Chohan lists crime – “I don’t think we’re being tough enough”– education, and immigration as the issues that most concern her. She says the latter often comes up when she is canvassing “I’ve had people say to me at the doorstep: ‘I don’t mean to be rude to you personally but immigration needs to be toughened up in the country.’ I tell them: ‘I’m right there with you,’” she says. “My Indian background, and the fact my parents came here in the 1970s, doesn’t change my view that we need stricter controls. The quality of life and services in this country is falling.”

Both Rock and Chohan are Cameronite true believers. Rock is proud of the fact that the first vote he ever cast, in 1997, was for Cameron, then a neophyte candidate standing in his home constituency in Staffordshire.

Asked what makes Cameron different to Conservative leaders of the past, they talk of his inclusiveness and energy. “The thing that Cameron has done so well is to be able to engage on topics that we don’t normally talk about. He has managed to break the stereotype,” says Rock. “There is also his positivity – that has had a huge effect.” Rock also believes that the ideological muddying that occurred in British politics during the Blair years has helped Cameron reshape the Tory image.

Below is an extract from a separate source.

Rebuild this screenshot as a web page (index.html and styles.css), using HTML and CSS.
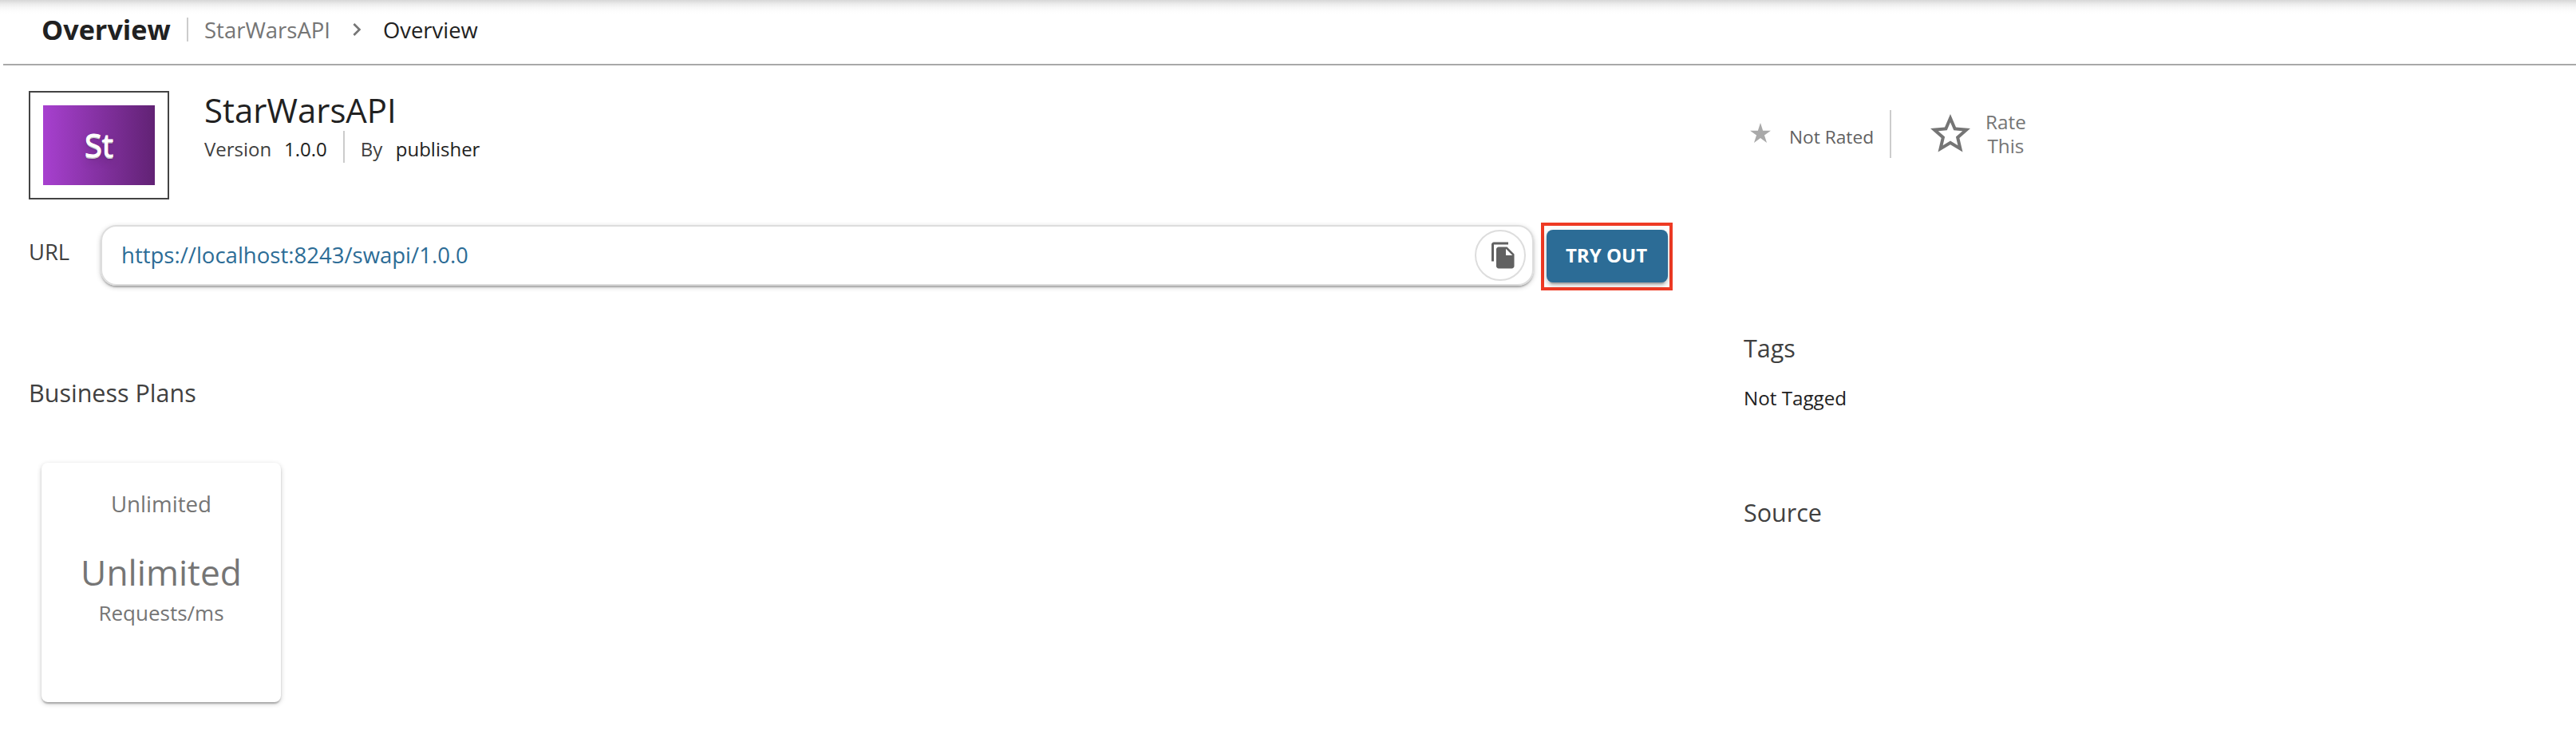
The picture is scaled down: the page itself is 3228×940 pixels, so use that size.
FILE: index.html
```
<!DOCTYPE html>
<html lang="en">
<head>
<meta charset="utf-8">
<title>StarWarsAPI - Overview</title>
<link rel="stylesheet" href="styles.css">
</head>
<body>
<div class="appbar-shadow"></div>
<header class="header">
  <h1 class="header-title">Overview</h1>
  <span class="header-divider"></span>
  <a class="crumb">StarWarsAPI</a>
  <svg class="chevron" viewBox="0 0 24 24"><path d="M10 6L8.590 7.410 13.170 12l-4.580 4.590L10 18l6-6z"/></svg>
  <span class="crumb-current">Overview</span>
</header>
<main class="content">
  <section class="left">
    <div class="api-info">
      <div class="thumb"><div class="thumb-inner"><span class="thumb-text">St</span></div></div>
      <div class="api-text">
        <h2 class="api-name">StarWarsAPI</h2>
        <div class="meta">
          <span class="meta-label version">Version</span>
          <span class="meta-value">1.0.0</span>
          <span class="meta-divider"></span>
          <span class="meta-label by">By</span>
          <span class="meta-value">publisher</span>
        </div>
      </div>
    </div>
    <div class="url-row">
      <span class="url-label">URL</span>
      <div class="url-box">
        <span class="url">https://localhost:8243/swapi/1.0.0</span>
        <span class="copy"><svg class="copy-icon" viewBox="0 0 24 24"><path d="M16 1H4c-1.100 0-2 .9-2 2v14h2V3h12V1zm-1 4l6 6v10c0 1.100-.9 2-2 2H7.990C6.890 23 6 22.100 6 21l.01-14c0-1.100.89-2 1.990-2h7zm-1 7h5.500L14 6.500V12z"/></svg></span>
      </div>
      <div class="highlight"><button class="try">TRY OUT</button></div>
    </div>
    <h3 class="plans-title">Business Plans</h3>
    <div class="plan">
      <span class="plan-name">Unlimited</span>
      <span class="plan-quota">Unlimited</span>
      <span class="plan-unit">Requests/ms</span>
    </div>
  </section>
  <aside class="right">
    <div class="rating">
      <svg class="star-small" viewBox="6 5.500 12 11.500"><path d="M12 14.300l3.710 2.700-1.420-4.360L18 10h-4.550L12 5.500 10.550 10H6l3.710 2.640L8.290 17z"/></svg>
      <span class="not-rated">Not Rated</span>
      <span class="rating-divider"></span>
      <svg class="star-big" viewBox="0 0 24 24"><path d="M22 9.240l-7.190-.62L12 2 9.190 8.630 2 9.240l5.460 4.730L5.820 21 12 17.270 18.180 21l-1.630-7.030L22 9.240zM12 15.400l-3.760 2.270 1-4.280-3.320-2.880 4.380-.38L12 6.100l1.710 4.040 4.380.38-3.320 2.880 1 4.280L12 15.400z"/></svg>
      <span class="rate-this">Rate<br>This</span>
    </div>
    <h3 class="side-title">Tags</h3>
    <p class="not-tagged">Not Tagged</p>
    <h3 class="side-title source">Source</h3>
  </aside>
</main>
</body>
</html>
```
FILE: styles.css
```
* { box-sizing: border-box; }
body {
  margin: 0;
  width: 3228px;
  height: 940px;
  overflow: hidden;
  background: #fff;
  color: #212121;
  font-family: "Open Sans", sans-serif;
}
h1, h2, h3, p { margin: 0; font-weight: 400; }
span, a, h1, h2, h3 { white-space: nowrap; }

/* Shadow cast by the app bar above the page */
.appbar-shadow {
  position: absolute;
  top: 0;
  left: 0;
  right: 0;
  height: 17px;
  background: linear-gradient(#d6d6d6, #dfdfdf 2px, #ececec 5px, #f6f6f6 9px, #fcfcfc 13px, #fff);
}

.header {
  position: relative;
  display: flex;
  align-items: flex-start;
  height: 82px;
  margin-left: 4px;
  padding-left: 48px;
  border-bottom: 2px solid #a9a9a9;
}
.header-title { width: 182px; margin-top: 16px; font-size: 34.2px; line-height: 42px; font-weight: 700; }
.header-divider { width: 2px; height: 30px; margin: 22px 20px 0 0; background: #ccc; }
.crumb { width: 175px; margin-top: 18px; font-size: 27.5px; line-height: 40px; color: #757575; }
.chevron { width: 32px; height: 32px; margin: 21px 17px 0 0; fill: #757575; }
.crumb-current { margin-top: 18px; font-size: 27.4px; line-height: 40px; }

.content { display: grid; grid-template-columns: 2149px 1fr; padding-left: 36px; }

.api-info { display: flex; padding-top: 32px; }
.thumb { width: 176px; height: 136px; padding: 16px; border: 2px solid #444; }
.thumb-inner {
  display: flex;
  align-items: center;
  justify-content: center;
  height: 100px;
  background: linear-gradient(90deg, #a740cf, #612274);
}
.thumb-text { color: #fff; font-size: 40px; line-height: 54px; text-shadow: 0 1px 0 #ccc, 0 2px 0 #c9c9c9, 0 3px 2px rgba(0,0,0,.15), 0 6px 12px rgba(0,0,0,.2); -webkit-text-stroke: 1px #fff; }
.api-text { margin-left: 44px; }
.api-name { margin-top: -4px; height: 54px; font-size: 41.9px; line-height: 56px; }
.meta { display: flex; font-size: 24px; line-height: 36px; }
.meta-label { margin-top: 5px; color: #404040; }
.version { width: 100px; }
.meta-value { margin-top: 5px; }
.meta-divider { width: 2px; height: 40px; margin: 0 20px 0 20px; background: #ccc; }
.by { width: 44px; }

.url-row { display: flex; margin-top: 29px; }
.url-label { width: 90px; margin-top: 17px; font-size: 27.4px; line-height: 40px; color: #404040; }
.url-box {
  display: flex;
  align-items: center;
  justify-content: space-between;
  width: 1796px;
  height: 76px;
  margin-top: 3px;
  padding: 0 8px 0 24px;
  border: 2px solid #ddd;
  border-radius: 20px;
  box-shadow: 0 2px 6px rgba(0,0,0,.2), 0 2px 2px rgba(0,0,0,.14), 0 4px 2px -2px rgba(0,0,0,.12);
}
.url { font-size: 27.54px; line-height: 40px; color: #2c6c96; }
.copy { display: flex; align-items: center; width: 64px; height: 64px; padding-left: 16px; border: 2px solid #ddd; border-radius: 50%; }
.copy-icon { width: 36px; height: 36px; fill: #616161; }
.highlight { width: 165px; height: 85px; margin-left: 9px; padding: 5px 3px; border: 4px solid #ee3a24; }
.try {
  display: block;
  width: 152px;
  height: 66px;
  padding: 0 2px 2px 0;
  border: 0;
  border-radius: 8px;
  background: #2c6c96;
  color: #fff;
  font: 700 24px/64px "Open Sans", sans-serif;
  box-shadow: 0 6px 2px -4px rgba(0,0,0,.2), 0 4px 4px rgba(0,0,0,.14), 0 2px 10px rgba(0,0,0,.12);
}

.plans-title { margin-top: 106px; font-size: 30.5px; line-height: 44px; color: #404040; }
.plan {
  display: flex;
  flex-direction: column;
  align-items: center;
  width: 300px;
  height: 300px;
  margin: 66px 0 0 16px;
  border-radius: 8px;
  color: #757575;
  box-shadow: 0 2px 6px rgba(0,0,0,.2), 0 2px 2px rgba(0,0,0,.14), 0 4px 2px -2px rgba(0,0,0,.12);
}
.plan-name { margin-top: 31px; font-size: 27.7px; line-height: 40px; }
.plan-quota { margin-top: 36px; font-size: 44.3px; line-height: 60px; }
.plan-unit { margin-top: 3px; font-size: 26px; line-height: 36px; }

.rating { display: flex; height: 118px; padding-top: 56px; }
.star-small { width: 26px; height: 25px; margin: 16px 0 0 8px; fill: #a9a9a9; }
.not-rated { width: 126px; margin: 16px 0 0 23px; font-size: 22.7px; line-height: 36px; color: #616161; }
.rating-divider { width: 2px; height: 60px; background: #ccc; }
.star-big { width: 60px; height: 60px; margin: 0 14px 0 44px; fill: #757575; }
.rate-this { font-size: 24.3px; line-height: 30px; text-align: center; color: #757575; }
.side-title { margin-top: 214px; font-size: 30.5px; line-height: 44px; color: #404040; }
.not-tagged { margin-top: 23px; font-size: 24.2px; line-height: 36px; }
.source { margin-top: 103px; }
```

“Growing up in the 1980s, I remember the strong left/right divide but it’s a completely different world now,” he says.

Chohan argues that younger voters relate more to Cameron than Gordon Brown. “Cameron is young, energetic and dynamic. Contrast that with Brown. People want a fresh face, someone energetic to lead the country. Labour doesn’t provide that anymore,” she says. “Cameron has brought change. People can’t say we are the same old Nasty Party because we are not.”

But claims that the Conservatives have changed have been tested in recent weeks, not least by once prominent members of CF. Anastasia Beaumont-Bott (20), the former head of the Tories gay rights campaign, defected to Labour and accused the Conservatives of an “elaborately executed deception” on gay policy following shadow home secretary Chris Grayling’s assertion that BB owners should be able to turn away gay couples.

“It feels like there is a different message for every audience. I think we should think about what Cameron’s Conservatives stand for . . . A leopard does not change its spots,” Beaumont-Bott said.

Another woman, who once sat on the CF executive, claimed that she was humiliated because of her Mancunian accent, ridiculed for having attended a state school and bullied for working in the public sector.

Both Rock and Chohan are coy when asked to predict what kind of government Britain will wake up to on May 7th, though Chohan ventures that she feels “quietly confident”.

There was a time when being young and Conservative sounded like a contradiction in terms. Neither wants to contemplate the same being said about Conservative and future.